WORK TO COMPLETE => Nothing in the data should change when you return it, but leave the pictures out.

** start **

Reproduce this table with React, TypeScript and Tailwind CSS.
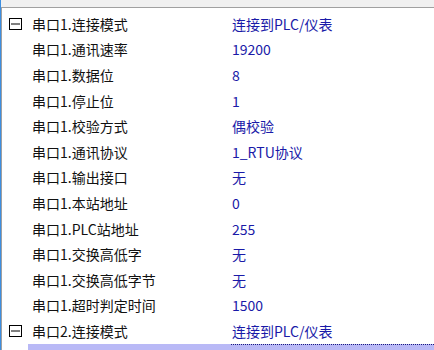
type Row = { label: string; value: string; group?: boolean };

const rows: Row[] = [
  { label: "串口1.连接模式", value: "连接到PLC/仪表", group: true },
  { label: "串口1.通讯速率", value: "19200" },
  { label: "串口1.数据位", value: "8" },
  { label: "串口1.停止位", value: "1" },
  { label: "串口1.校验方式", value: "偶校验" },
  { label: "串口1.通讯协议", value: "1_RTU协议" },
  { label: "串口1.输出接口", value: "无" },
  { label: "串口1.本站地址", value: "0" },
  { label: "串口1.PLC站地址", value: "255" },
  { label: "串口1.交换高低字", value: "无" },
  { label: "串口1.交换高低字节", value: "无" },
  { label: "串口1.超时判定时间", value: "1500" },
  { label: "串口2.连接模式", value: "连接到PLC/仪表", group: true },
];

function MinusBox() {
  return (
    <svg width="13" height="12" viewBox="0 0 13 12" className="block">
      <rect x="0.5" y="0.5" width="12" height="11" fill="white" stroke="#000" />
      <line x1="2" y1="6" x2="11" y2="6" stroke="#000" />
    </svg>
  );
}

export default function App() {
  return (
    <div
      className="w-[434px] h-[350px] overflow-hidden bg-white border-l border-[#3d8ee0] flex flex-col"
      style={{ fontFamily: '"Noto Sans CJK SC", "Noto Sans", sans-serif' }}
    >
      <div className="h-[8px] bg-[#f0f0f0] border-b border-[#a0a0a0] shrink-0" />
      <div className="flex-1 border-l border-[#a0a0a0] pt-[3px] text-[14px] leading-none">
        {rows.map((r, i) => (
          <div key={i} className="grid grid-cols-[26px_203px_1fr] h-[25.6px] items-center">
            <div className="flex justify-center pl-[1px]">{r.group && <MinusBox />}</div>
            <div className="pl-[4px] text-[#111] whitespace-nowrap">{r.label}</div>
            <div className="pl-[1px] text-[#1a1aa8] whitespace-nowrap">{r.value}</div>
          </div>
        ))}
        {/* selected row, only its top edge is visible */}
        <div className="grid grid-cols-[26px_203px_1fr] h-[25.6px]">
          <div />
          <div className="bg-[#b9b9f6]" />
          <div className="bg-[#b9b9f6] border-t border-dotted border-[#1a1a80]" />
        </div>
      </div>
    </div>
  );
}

** end **

FINAL RESULT =>
Reproduce this table with React, TypeScript and Tailwind CSS.
type Row = { label: string; value: string; group?: boolean };

const rows: Row[] = [
  { label: "串口1.连接模式", value: "连接到PLC/仪表", group: true },
  { label: "串口1.通讯速率", value: "19200" },
  { label: "串口1.数据位", value: "8" },
  { label: "串口1.停止位", value: "1" },
  { label: "串口1.校验方式", value: "偶校验" },
  { label: "串口1.通讯协议", value: "1_RTU协议" },
  { label: "串口1.输出接口", value: "无" },
  { label: "串口1.本站地址", value: "0" },
  { label: "串口1.PLC站地址", value: "255" },
  { label: "串口1.交换高低字", value: "无" },
  { label: "串口1.交换高低字节", value: "无" },
  { label: "串口1.超时判定时间", value: "1500" },
  { label: "串口2.连接模式", value: "连接到PLC/仪表", group: true },
];

function MinusBox() {
  return (
    <svg width="13" height="12" viewBox="0 0 13 12" className="block">
      <rect x="0.5" y="0.5" width="12" height="11" fill="white" stroke="#000" />
      <line x1="2" y1="6" x2="11" y2="6" stroke="#000" />
    </svg>
  );
}

export default function App() {
  return (
    <div
      className="w-[434px] h-[350px] overflow-hidden bg-white border-l border-[#3d8ee0] flex flex-col"
      style={{ fontFamily: '"Noto Sans CJK SC", "Noto Sans", sans-serif' }}
    >
      <div className="h-[8px] bg-[#f0f0f0] border-b border-[#a0a0a0] shrink-0" />
      <div className="flex-1 border-l border-[#a0a0a0] pt-[3px] text-[14px] leading-none">
        {rows.map((r, i) => (
          <div key={i} className="grid grid-cols-[26px_203px_1fr] h-[25.6px] items-center">
            <div className="flex justify-center pl-[1px]">{r.group && <MinusBox />}</div>
            <div className="pl-[4px] text-[#111] whitespace-nowrap">{r.label}</div>
            <div className="pl-[1px] text-[#1a1aa8] whitespace-nowrap">{r.value}</div>
          </div>
        ))}
        {/* selected row, only its top edge is visible */}
        <div className="grid grid-cols-[26px_203px_1fr] h-[25.6px]">
          <div />
          <div className="bg-[#b9b9f6]" />
          <div className="bg-[#b9b9f6] border-t border-dotted border-[#1a1a80]" />
        </div>
      </div>
    </div>
  );
}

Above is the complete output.